LONDON: Prime Minister Nawaz Sharif said on Monday that he was hopeful peace talks with the Pakistani Taliban would be successful, despite the militant group ending their call for ceasefire.
Speaking in an interview with BBC Urdu, the prime minister said that dialogue was the best option in resolving the conflict.
During the interview he said that his strategy for holding talks could "bring peace without any further bloodshed".
"If we can make this process somehow successful, I think it will be the best option," he told BBC Urdu.
Critics point out that talks are merely a subterfuge being used by the Tehreek-i-Taliban Pakistan (TTP) to give them time to rearm and gain strength.
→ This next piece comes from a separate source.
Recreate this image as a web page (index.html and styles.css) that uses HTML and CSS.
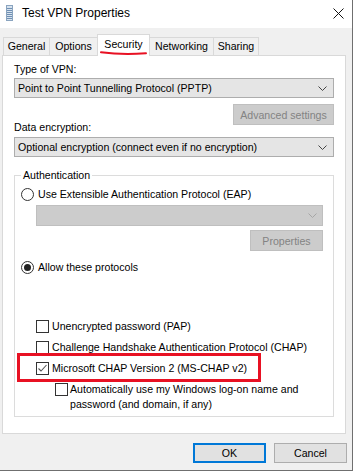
FILE: index.html
```html
<!DOCTYPE html>
<html>
<head>
<meta charset="utf-8">
<link rel="stylesheet" href="styles.css">
</head>
<body>
<div class="window">
  <div class="titlebar">
    <svg class="app-icon" width="7" height="16" viewBox="0 0 7 16">
      <rect x="0.5" y="0.5" width="6" height="15" fill="#d6e2ee" stroke="#8aa4bf"/>
      <path d="M1 3.5H6M1 5.5H6M1 7.5H6M1 9.5H6M1 11.5H6M1 13.5H6" stroke="#6f8fb3" stroke-width="1"/>
    </svg>
    <span class="title">Test VPN Properties</span>
    <svg class="close" width="11" height="11" viewBox="0 0 11 11">
      <path d="M0.5 0.5L10.5 10.5M10.5 0.5L0.5 10.5" stroke="#111" stroke-width="1"/>
    </svg>
  </div>
  <div class="body">
    <div class="tabs">
      <div class="tab t-general">General</div>
      <div class="tab t-options">Options</div>
      <div class="tab t-security active">Security
        <svg class="underline" width="48" height="5" viewBox="0 0 48 5">
          <path d="M1 1.2Q22 4 46 2.2" fill="none" stroke="#e81123" stroke-width="2" stroke-linecap="round"/>
        </svg>
      </div>
      <div class="tab t-networking">Networking</div>
      <div class="tab t-sharing">Sharing</div>
    </div>
    <div class="panel">
      <div class="label first">Type of VPN:</div>
      <div class="select">
        <span class="select-text">Point to Point Tunnelling Protocol (PPTP)</span>
        <svg class="chevron" width="9" height="5" viewBox="0 0 9 5"><path d="M0.5 0.5L4.5 4.5L8.5 0.5" fill="none" stroke="#444" stroke-width="1"/></svg>
      </div>
      <div class="btn disabled adv">Advanced settings</div>
      <div class="label enc">Data encryption:</div>
      <div class="select">
        <span class="select-text">Optional encryption (connect even if no encryption)</span>
        <svg class="chevron" width="9" height="5" viewBox="0 0 9 5"><path d="M0.5 0.5L4.5 4.5L8.5 0.5" fill="none" stroke="#444" stroke-width="1"/></svg>
      </div>
      <fieldset class="group">
        <legend>Authentication</legend>
        <div class="group-body">
          <div class="option eap"><span class="radio"></span>Use Extensible Authentication Protocol (EAP)</div>
          <div class="select disabled-select">
            <span class="select-text"></span>
            <svg class="chevron" width="9" height="5" viewBox="0 0 9 5"><path d="M0.5 0.5L4.5 4.5L8.5 0.5" fill="none" stroke="#a6a6a6" stroke-width="1"/></svg>
          </div>
          <div class="btn disabled props">Properties</div>
          <div class="option allow"><span class="radio checked"></span>Allow these protocols</div>
          <div class="option check-row pap"><span class="check"></span>Unencrypted password (PAP)</div>
          <div class="option check-row chap"><span class="check"></span>Challenge Handshake Authentication Protocol (CHAP)</div>
          <div class="option check-row mschap"><span class="check checked">
            <svg width="11" height="11" viewBox="0 0 11 11"><path d="M1.5 5.5L4 8L9.5 2" fill="none" stroke="#555" stroke-width="1.1"/></svg>
          </span>Microsoft CHAP Version 2 (MS-CHAP v2)<span class="highlight"></span></div>
          <div class="option auto"><span class="check"></span><span class="auto-text">Automatically use my Windows log-on name and<br>password (and domain, if any)</span></div>
        </div>
      </fieldset>
    </div>
    <div class="actions">
      <div class="btn ok">OK</div>
      <div class="btn cancel">Cancel</div>
    </div>
  </div>
</div>
</body>
</html>
```
FILE: styles.css
```css
* { box-sizing: border-box; }
html, body { margin: 0; padding: 0; background: #ffffff; }
body {
  font-family: "Liberation Sans", Arial, sans-serif;
  font-size: 10.6px;
  color: #000;
}
.window {
  width: 353px;
  height: 471px;
  border-right: 1px solid #6f6f6f;
  border-bottom: 1px solid #6f6f6f;
  background: #f0f0f0;
  display: flex;
  flex-direction: column;
}
.titlebar {
  height: 28px;
  background: #ffffff;
  display: flex;
  align-items: center;
  padding: 0 0 2px 6px;
  flex: none;
}
.app-icon { flex: none; }
.title {
  margin-left: 9px;
  font-size: 12px;
  line-height: 16px;
}
.close { margin-left: auto; margin-right: 8px; }
.body {
  flex: 1;
  display: flex;
  flex-direction: column;
  padding: 6px 0 0 2px;
}
.tabs {
  display: flex;
  align-items: flex-end;
  height: 22px;
  padding-left: 2px;
  margin-bottom: -1px;
  position: relative;
  z-index: 1;
}
.tab {
  height: 18px;
  margin-bottom: 1px;
  margin-left: -1px;
  border: 1px solid #d9d9d9;
  border-bottom: none;
  background: #f0f0f0;
  text-align: center;
  line-height: 17px;
  flex: none;
}
.t-general { width: 47px; }
.t-options { width: 49px; }
.t-security { width: 53px; }
.t-networking { width: 65px; }
.t-sharing { width: 46px; }
.tab.active {
  height: 22px;
  margin-bottom: 0;
  background: #ffffff;
  line-height: 19px;
  position: relative;
  z-index: 2;
}
.underline {
  position: absolute;
  left: 2px;
  top: 16px;
}
.panel {
  width: 344px;
  height: 379px;
  background: #ffffff;
  border: 1px solid #d9d9d9;
  padding: 6px 11px 0 11px;
  display: flex;
  flex-direction: column;
  flex: none;
}
.label { line-height: 15px; }
.label.enc { margin-top: -5px; margin-bottom: 1px; }
.select {
  margin-top: 1px;
  height: 20px;
  background: #e5e5e5;
  border: 1px solid #adadad;
  display: flex;
  align-items: center;
  padding: 0 6px 0 3px;
  flex: none;
}
.select-text { flex: 1; line-height: 15px; white-space: nowrap; }
.chevron { flex: none; }
.btn {
  height: 21px;
  display: flex;
  align-items: center;
  justify-content: center;
  background: #e1e1e1;
  border: 1px solid #adadad;
  flex: none;
}
.btn.disabled {
  background: #cccccc;
  border-color: #bfbfbf;
  color: #838383;
}
.adv { margin-top: 6px; width: 101px; align-self: flex-end; }
.group {
  margin: 11px 0 0 0;
  padding: 0 10px 0 6px;
  height: 249px;
  border: 1px solid #dcdcdc;
  min-width: 0;
}
.group legend {
  padding: 0 2px;
  line-height: 15px;
}
.group-body {
  display: flex;
  flex-direction: column;
}
.option {
  display: flex;
  align-items: center;
  height: 16px;
  line-height: 15px;
  white-space: nowrap;
}
.radio {
  width: 13px;
  height: 13px;
  border-radius: 50%;
  border: 1px solid #333333;
  background: #ffffff;
  margin-right: 4px;
  flex: none;
  display: flex;
  align-items: center;
  justify-content: center;
}
.radio.checked::after {
  content: "";
  width: 7px;
  height: 7px;
  border-radius: 50%;
  background: #222222;
}
.eap { margin-top: 3px; }
.disabled-select {
  margin-top: 3px;
  margin-left: 15px;
  height: 21px;
  background: #cccccc;
  border-color: #bfbfbf;
  padding-right: 5px;
}
.props { margin-top: 4px; width: 73px; align-self: flex-end; }
.allow { margin-top: 8px; }
.check-row { margin-left: 15px; }
.check {
  width: 13px;
  height: 13px;
  border: 1px solid #333333;
  background: #ffffff;
  margin-right: 3px;
  flex: none;
  display: flex;
  align-items: center;
  justify-content: center;
}
.pap { margin-top: 43px; }
.chap { margin-top: 5px; }
.mschap { margin-top: 5px; position: relative; }
.highlight {
  position: absolute;
  left: -19px;
  top: -7px;
  width: 244px;
  height: 29px;
  border: 3px solid #e81123;
}
.auto {
  margin-top: 6px;
  margin-left: 34px;
  height: auto;
  align-items: flex-start;
}
.auto .check { margin-top: 1px; margin-right: 2px; }
.auto-text { line-height: 15px; }
.actions {
  display: flex;
  justify-content: flex-end;
  gap: 8px;
  margin-top: 9px;
  padding-right: 5px;
}
.actions .btn { width: 73px; height: 20px; }
.btn.ok { border: 2px solid #0078d7; }
```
Others point out their skepticism as to whether the militants are ready to adhere to the Constitution.
The TTP have gone on record stating they do not accept the Pakistani Constitution and their commitment to enforcing their brand of Sharia law across Pakistan.
The prime minister however was adamant that the militant's have to disarm and accept the Constitution.
"This of course is the number one condition that has to be met.
"We are making progress on these issues. Let us see if the next round of meetings are successful and we can find a way to make headway in the talks we are holding with each other," the PM told BBC Urdu.
Talks to end the TTP's bloody seven-year insurgency have been under way since February.
Since the TTP began their campaign of violence in 2007, thousand's of people have been killed in bomb and gun attacks around Pakistan.
Talks were a key campaign pledge for Sharif before he was elected to office for a third time last year, but some observers have cast doubt on their chances of success.